» WHAT THE TASK ASKS:
Reproduce the lines of the material exactly, excluding every image.

--*--

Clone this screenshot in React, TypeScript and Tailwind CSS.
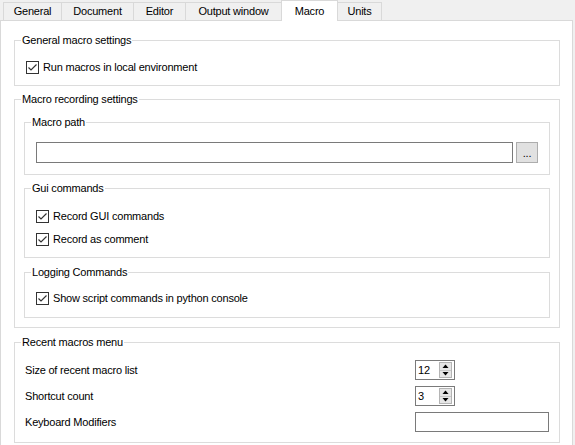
import type { ReactNode } from "react";

const tabs = [
  { label: "General", width: "w-[59px]" },
  { label: "Document", width: "w-[73px]" },
  { label: "Editor", width: "w-[53px]" },
  { label: "Output window", width: "w-[97px]" },
  { label: "Macro", width: "w-[57px]", active: true },
  { label: "Units", width: "w-[45px]" },
];

function GroupBox({ title, className, children }: { title: string; className: string; children?: ReactNode }) {
  return (
    <div className={`relative border border-[#dcdcdc] ${className}`}>
      <span className="absolute -top-[8px] left-[6px] bg-white px-[1px] leading-[15px] whitespace-nowrap">
        {title}
      </span>
      {children}
    </div>
  );
}

function CheckBox({ label }: { label: string }) {
  return (
    <div className="flex h-[13px] items-center gap-[4px]">
      <span className="flex h-[13px] w-[13px] shrink-0 items-center justify-center border border-[#333333] bg-white">
        <svg width="11" height="11" viewBox="0 0 11 11">
          <path d="M1.5 5.5 L4 8 L9.5 2.5" fill="none" stroke="#333333" strokeWidth="1.2" />
        </svg>
      </span>
      <span className="leading-[15px] whitespace-nowrap">{label}</span>
    </div>
  );
}

function SpinBox({ value }: { value: string }) {
  return (
    <div className="flex h-[20px] w-[40px] items-center border border-[#7a7a7a] bg-white pl-[2px] pr-[2px]">
      <span className="flex-1 leading-[15px]">{value}</span>
      <div className="flex h-[16px] w-[13px] flex-col border border-[#b4b4b4] bg-[#e6e6e6]">
        <div className="flex flex-1 items-center justify-center border-b border-[#c8c8c8]">
          <svg width="7" height="4" viewBox="0 0 7 4">
            <path d="M0.5 4 L3.5 0.5 L6.5 4 Z" fill="#000" />
          </svg>
        </div>
        <div className="flex flex-1 items-center justify-center">
          <svg width="7" height="4" viewBox="0 0 7 4">
            <path d="M0.5 0 L3.5 3.5 L6.5 0 Z" fill="#000" />
          </svg>
        </div>
      </div>
    </div>
  );
}

export default function App() {
  return (
    <div className="h-[445px] w-[575px] overflow-hidden bg-[#f0f0f0] font-['Liberation_Sans',Arial,sans-serif] text-[11px] tracking-[-0.2px] text-black">
      <div className="flex h-[20px] items-end pl-[3px]">
        {tabs.map((t, i) => (
          <div
            key={t.label}
            className={`flex items-center justify-center border border-b-0 border-[#d9d9d9] leading-[15px] ${t.width} ${
              i > 0 ? "-ml-px" : ""
            } ${t.active ? "relative z-10 -mb-px h-[21px] bg-white" : "h-[18px] bg-[#f0f0f0]"}`}
          >
            {t.label}
          </div>
        ))}
      </div>

      <div className="h-[430px] w-[573px] border border-[#d9d9d9] bg-white pl-[13px] pr-[12px] pt-[19px]">
        <GroupBox title="General macro settings" className="h-[46px] pl-[11px] pt-[20px]">
          <CheckBox label="Run macros in local environment" />
        </GroupBox>

        <GroupBox title="Macro recording settings" className="mt-[13px] h-[229px] px-[9px] pt-[22px]">
          <GroupBox title="Macro path" className="flex h-[53px] gap-[3px] px-[11px] pt-[19px]">
            <div className="h-[21px] flex-1 border border-[#7a7a7a] bg-white" />
            <div className="flex h-[21px] w-[22px] items-end justify-center border border-[#adadad] bg-[#e1e1e1] pb-[3px] text-[11px] leading-[11px]">
              ...
            </div>
          </GroupBox>

          <GroupBox title="Gui commands" className="mt-[13px] flex h-[70px] flex-col gap-[10px] pl-[11px] pt-[21px]">
            <CheckBox label="Record GUI commands" />
            <CheckBox label="Record as comment" />
          </GroupBox>

          <GroupBox title="Logging Commands" className="mt-[14px] h-[46px] pl-[11px] pt-[19px]">
            <CheckBox label="Show script commands in python console" />
          </GroupBox>
        </GroupBox>

        <GroupBox title="Recent macros menu" className="mt-[14px] flex h-[101px] flex-col gap-[6px] pl-[10px] pr-[10px] pt-[17px]">
          <div className="flex h-[20px] items-center">
            <span className="w-[390px] leading-[15px]">Size of recent macro list</span>
            <SpinBox value="12" />
          </div>
          <div className="flex h-[20px] items-center">
            <span className="w-[390px] leading-[15px]">Shortcut count</span>
            <SpinBox value="3" />
          </div>
          <div className="flex h-[20px] items-center">
            <span className="w-[390px] leading-[15px]">Keyboard Modifiers</span>
            <div className="h-[20px] w-[134px] border border-[#7a7a7a] bg-white" />
          </div>
        </GroupBox>
      </div>
    </div>
  );
}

--*--

» ANSWER TO THE PROBLEM:
Clone this screenshot in React, TypeScript and Tailwind CSS.
import type { ReactNode } from "react";

const tabs = [
  { label: "General", width: "w-[59px]" },
  { label: "Document", width: "w-[73px]" },
  { label: "Editor", width: "w-[53px]" },
  { label: "Output window", width: "w-[97px]" },
  { label: "Macro", width: "w-[57px]", active: true },
  { label: "Units", width: "w-[45px]" },
];

function GroupBox({ title, className, children }: { title: string; className: string; children?: ReactNode }) {
  return (
    <div className={`relative border border-[#dcdcdc] ${className}`}>
      <span className="absolute -top-[8px] left-[6px] bg-white px-[1px] leading-[15px] whitespace-nowrap">
        {title}
      </span>
      {children}
    </div>
  );
}

function CheckBox({ label }: { label: string }) {
  return (
    <div className="flex h-[13px] items-center gap-[4px]">
      <span className="flex h-[13px] w-[13px] shrink-0 items-center justify-center border border-[#333333] bg-white">
        <svg width="11" height="11" viewBox="0 0 11 11">
          <path d="M1.5 5.5 L4 8 L9.5 2.5" fill="none" stroke="#333333" strokeWidth="1.2" />
        </svg>
      </span>
      <span className="leading-[15px] whitespace-nowrap">{label}</span>
    </div>
  );
}

function SpinBox({ value }: { value: string }) {
  return (
    <div className="flex h-[20px] w-[40px] items-center border border-[#7a7a7a] bg-white pl-[2px] pr-[2px]">
      <span className="flex-1 leading-[15px]">{value}</span>
      <div className="flex h-[16px] w-[13px] flex-col border border-[#b4b4b4] bg-[#e6e6e6]">
        <div className="flex flex-1 items-center justify-center border-b border-[#c8c8c8]">
          <svg width="7" height="4" viewBox="0 0 7 4">
            <path d="M0.5 4 L3.5 0.5 L6.5 4 Z" fill="#000" />
          </svg>
        </div>
        <div className="flex flex-1 items-center justify-center">
          <svg width="7" height="4" viewBox="0 0 7 4">
            <path d="M0.5 0 L3.5 3.5 L6.5 0 Z" fill="#000" />
          </svg>
        </div>
      </div>
    </div>
  );
}

export default function App() {
  return (
    <div className="h-[445px] w-[575px] overflow-hidden bg-[#f0f0f0] font-['Liberation_Sans',Arial,sans-serif] text-[11px] tracking-[-0.2px] text-black">
      <div className="flex h-[20px] items-end pl-[3px]">
        {tabs.map((t, i) => (
          <div
            key={t.label}
            className={`flex items-center justify-center border border-b-0 border-[#d9d9d9] leading-[15px] ${t.width} ${
              i > 0 ? "-ml-px" : ""
            } ${t.active ? "relative z-10 -mb-px h-[21px] bg-white" : "h-[18px] bg-[#f0f0f0]"}`}
          >
            {t.label}
          </div>
        ))}
      </div>

      <div className="h-[430px] w-[573px] border border-[#d9d9d9] bg-white pl-[13px] pr-[12px] pt-[19px]">
        <GroupBox title="General macro settings" className="h-[46px] pl-[11px] pt-[20px]">
          <CheckBox label="Run macros in local environment" />
        </GroupBox>

        <GroupBox title="Macro recording settings" className="mt-[13px] h-[229px] px-[9px] pt-[22px]">
          <GroupBox title="Macro path" className="flex h-[53px] gap-[3px] px-[11px] pt-[19px]">
            <div className="h-[21px] flex-1 border border-[#7a7a7a] bg-white" />
            <div className="flex h-[21px] w-[22px] items-end justify-center border border-[#adadad] bg-[#e1e1e1] pb-[3px] text-[11px] leading-[11px]">
              ...
            </div>
          </GroupBox>

          <GroupBox title="Gui commands" className="mt-[13px] flex h-[70px] flex-col gap-[10px] pl-[11px] pt-[21px]">
            <CheckBox label="Record GUI commands" />
            <CheckBox label="Record as comment" />
          </GroupBox>

          <GroupBox title="Logging Commands" className="mt-[14px] h-[46px] pl-[11px] pt-[19px]">
            <CheckBox label="Show script commands in python console" />
          </GroupBox>
        </GroupBox>

        <GroupBox title="Recent macros menu" className="mt-[14px] flex h-[101px] flex-col gap-[6px] pl-[10px] pr-[10px] pt-[17px]">
          <div className="flex h-[20px] items-center">
            <span className="w-[390px] leading-[15px]">Size of recent macro list</span>
            <SpinBox value="12" />
          </div>
          <div className="flex h-[20px] items-center">
            <span className="w-[390px] leading-[15px]">Shortcut count</span>
            <SpinBox value="3" />
          </div>
          <div className="flex h-[20px] items-center">
            <span className="w-[390px] leading-[15px]">Keyboard Modifiers</span>
            <div className="h-[20px] w-[134px] border border-[#7a7a7a] bg-white" />
          </div>
        </GroupBox>
      </div>
    </div>
  );
}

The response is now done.